The fact is, we expected to hear that money earmarked for capital investment, infrastructure and the like, had been taken away. In the event, an 11 per cent capital expenditure reduction was included in the 15 per cent, but this was nothing like the 25 to 40 per cent that had been predicted.
Investment of £30 billion was confirmed, including £14 billion for rail upgrades, £6 billion for London Underground, and £10 billion for road improvements and local transport. The £16 million Crossrail project was also guaranteed, and £250 million set aside for rail electrification between Manchester, Liverpool, Preston and Blackpool – to be paid for from central funds and cuts in administration of 33 per cent. The real cost to the regions has yet to be seen, as local government grants are cut by 28 per cent.
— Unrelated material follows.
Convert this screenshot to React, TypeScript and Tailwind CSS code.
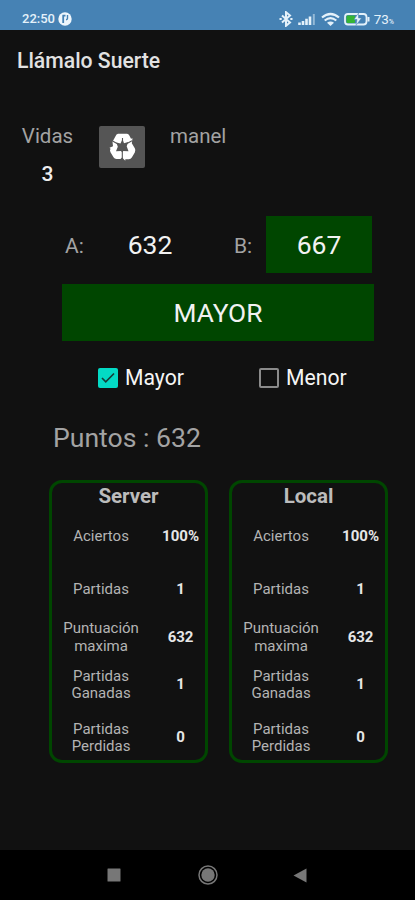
import { Check } from 'lucide-react';

interface Stat {
  label: string[];
  value: string;
  row: string;
}

const stats: Stat[] = [
  { label: ['Aciertos'], value: '100%', row: 'h-[54px]' },
  { label: ['Partidas'], value: '1', row: 'h-[51px]' },
  { label: ['Puntuación', 'maxima'], value: '632', row: 'h-[45px]' },
  { label: ['Partidas', 'Ganadas'], value: '1', row: 'h-[50px]' },
  { label: ['Partidas', 'Perdidas'], value: '0', row: 'h-[56px]' },
];

function StatusBar() {
  return (
    <header className="flex h-[30px] items-start justify-between bg-[#4682b4] pl-[22px] pr-[21px] pt-[11px] text-[#e4f1fa]">
      <div className="flex h-4 items-center gap-[3px]">
        <span className="text-[13px] font-medium leading-4">22:50</span>
        <svg className="h-[14px] w-[14px]" viewBox="0 0 14 14">
          <circle cx="7" cy="7" r="6.7" fill="#eef6fc" />
          <path d="M5.2 11V3.3M4.5 3.7h3" fill="none" stroke="#4682b4" strokeWidth="1.8" />
          <path d="M9.5 3v3.5q0 1-1.5 1.2" fill="none" stroke="#4682b4" strokeWidth="1.4" />
        </svg>
      </div>
      <div className="flex h-4 items-center">
        <svg className="h-4 w-[92px]" viewBox="-2 0 92 16" fill="none" stroke="#e4f1fa">
          <path d="M1 4.5l8 7-4 3.3V1.2l4 3.3-8 7" strokeWidth="2" />
          <path d="M-1.5 8h2.2M9.3 8h2.2" strokeWidth="2.2" />
          <path d="M18.500 14v-2.500M22 14v-4M25.500 14V7.800M29 14V5.500" strokeWidth="2.6" />
          <path d="M32.800 14V3" strokeWidth="2" opacity="0.5" />
          <path d="M41 6.500q8.500-7 17 0M43.700 9.500q5.800-4.600 11.600 0" strokeWidth="2.200" />
          <path d="M46 11.800q3.500-2.400 7 0l-3.500 3.200z" fill="#e4f1fa" stroke="none" />
          <rect x="64" y="3" width="21.5" height="10.5" rx="3" strokeWidth="1.8" />
          <rect x="65.5" y="4.5" width="8.5" height="7.5" rx="1" fill="#35b535" stroke="none" />
          <path d="M77.5 2l-4.5 6.500h3L75 14.500l5.500-7.500h-3z" fill="#e4f1fa" stroke="#4682b4" strokeWidth="0.5" />
          <path d="M87.500 6v4.500" strokeWidth="2" />
        </svg>
        <span className="ml-[3px] text-[13.5px] leading-4">73</span>
        <span className="mt-[5px] text-[7px] font-medium leading-[8px]">%</span>
      </div>
    </header>
  );
}

// three fat arrows chasing each other, split by narrow gaps
function RecycleIcon() {
  return (
    <svg className="h-7 w-[27px]" viewBox="0 0 27 28">
      <path
        d="M9 0.8h9q1.5 0 2.5 2l1.5 3 1.5-0.5-0.7 5 3 5q1.2 2 0 4.2l-3 5q-1 1.7-3 1.7h-3.5v1.5l-3.3-3.2-1.5 1.5H7.5q-2 0-3-1.7l-3-5q-1-1.7 0-3.5L0.5 14.8l3.5-1.5-0.5-4.5 3-5.500q0.800-2.500 2.500-2.500z"
        fill="#ffffff"
      />
      <path
        d="M13.500 6l1.500 4.300 4.200-1.200-1.500 4.200 1.800 5-5.200-0.300-1 1.500-1.300-1.500-5 0.300 1.800-4.500-1.500-4.200 4.200 0.800z"
        fill="#555555"
      />
      <path d="M13.300 17v10M8.500 10.800L3.500 8M18 10.500l5-2.800M13.500 8V5" stroke="#555555" strokeWidth="1.1" fill="none" />
    </svg>
  );
}

function Option({ label, checked }: { label: string; checked?: boolean }) {
  return (
    <div className="flex h-6 items-center">
      {checked ? (
        <span className="flex h-5 w-5 items-center justify-center rounded-[2px] bg-[#03dac5]">
          <Check className="h-[18px] w-[18px] text-[#153c38]" strokeWidth={2.2} strokeLinecap="butt" strokeLinejoin="miter" />
        </span>
      ) : (
        <span className="h-5 w-5 rounded-[2px] border-2 border-[#8b8b8b]" />
      )}
      <span className="ml-[7px] text-[21.2px] leading-6 text-[#f5f5f5]">{label}</span>
    </div>
  );
}

function StatsCard({ title }: { title: string }) {
  return (
    <section className="h-[283px] w-[159px] rounded-[13px] border-[3px] border-[#004600]">
      <h2 className="h-[26px] text-center text-[20.5px] font-bold leading-[26px] text-[#bcbcbc]">{title}</h2>
      {stats.map((stat, i) => (
        <div key={i} className={`flex items-center pt-[2px] ${stat.row}`}>
          <div className="ml-[5px] w-[90px] text-center text-[15px] leading-[17.5px] text-[#b4b4b4]">
            {stat.label.map(line => (
              <div key={line}>{line}</div>
            ))}
          </div>
          <div className="ml-[11px] w-[50px] pb-[2px] text-center text-[15px] font-bold leading-[18px] text-[#e6e6e6]">
            {stat.value}
          </div>
        </div>
      ))}
    </section>
  );
}

export default function App() {
  return (
    <div className="flex h-[900px] w-[415px] flex-col overflow-hidden bg-[#111111] font-['Roboto',sans-serif]">
      <StatusBar />
      <h1 className="h-[60px] pl-[17px] text-[21.2px] font-medium leading-[61px] text-[#e2e2e2]">Llámalo Suerte</h1>

      <main className="flex-1">
        <div className="mt-[33px] flex h-[71px] pl-[21px]">
          <div className="flex w-[53px] flex-col items-center">
            <span className="text-[20.5px] leading-[26px] text-[#a3a3a3]">Vidas</span>
            <span className="mt-[12px] text-[21px] font-medium leading-[26px] text-[#ededed]">3</span>
          </div>
          <button className="ml-[25px] mt-[3px] flex h-[42px] w-[46px] items-center justify-center rounded-[2px] bg-[#555555]">
            <RecycleIcon />
          </button>
          <span className="ml-[25px] text-[20.5px] leading-[26px] text-[#a3a3a3]">manel</span>
        </div>

        <div className="mt-[22px] flex h-[57px] items-center pl-[65px]">
          <span className="w-[40px] pt-[5px] text-[21px] text-[#a3a3a3]">A:</span>
          <span className="w-[90px] text-center text-[26.5px] text-[#f2f2f2]">632</span>
          <span className="ml-[39px] w-[32px] pt-[5px] text-[21px] text-[#a3a3a3]">B:</span>
          <span className="flex h-[57px] w-[106px] items-center justify-center bg-[#004600] text-[26.5px] text-[#f2f2f2]">
            667
          </span>
        </div>
        <div className="ml-[62px] mt-[11px] flex h-[57px] w-[312px] items-center justify-center bg-[#004600] pt-[2px] text-[26.3px] text-[#f2f2f2]">
          MAYOR
        </div>

        <div className="mt-[25px] grid grid-cols-[161px_auto] pl-[98px]">
          <Option label="Mayor" checked />
          <Option label="Menor" />
        </div>

        <p className="mt-[32px] pl-[53px] text-[26.6px] leading-8 text-[#a3a3a3]">Puntos : 632</p>

        <div className="mt-[26px] flex gap-[21px] pl-[49px]">
          <StatsCard title="Server" />
          <StatsCard title="Local" />
        </div>
      </main>

      <nav className="flex h-[50px] items-center bg-black">
        <svg className="ml-[107px] h-[14px] w-[14px]" viewBox="0 0 14 14">
          <rect x="0.5" y="0.5" width="13" height="13" rx="0.5" fill="#777777" />
        </svg>
        <svg className="ml-[77px] h-5 w-5" viewBox="0 0 20 20">
          <circle cx="10" cy="10" r="9" fill="none" stroke="#777777" strokeWidth="1.5" />
          <circle cx="10" cy="10" r="6.7" fill="#777777" />
        </svg>
        <svg className="ml-[75px] h-[15px] w-[14px]" viewBox="0 0 14 15">
          <path d="M13.5 0.5v14L0.5 7.5z" fill="#777777" />
        </svg>
      </nav>
    </div>
  );
}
Passengers facing pay cuts and pay freezes will also pay of course – hundreds of pounds more for season and saver tickets on the most expensive railway in Europe. This is likely to drive people onto the roads. Companies will be allowed to hike fares by 3 per cent above inflation each year from 2012 – 2 per cent more than is currently allowed. Rail campaigners say that with rising inflation plus existing 2011 rises, fares will go up 31.2 per cent by 2015.
London 2011 fare rises were not announced by the Mayor, but were buried in a press release following George Osborne’s speech – now you see it, now you don’t. The Campaign for Better Transport estimates that an average of £1000 will be added to the cost of a season ticket – £4750 from Brighton by 2014. No wonder Stagecoach, FirstGroup and Go Ahead shares are all up! Toll routes such as the Dartford Crossing will also go up.
However, concessions such as the Freedom Pass are to remain. The fury of the over-60s at the ballot box would have been too terrible to contemplate.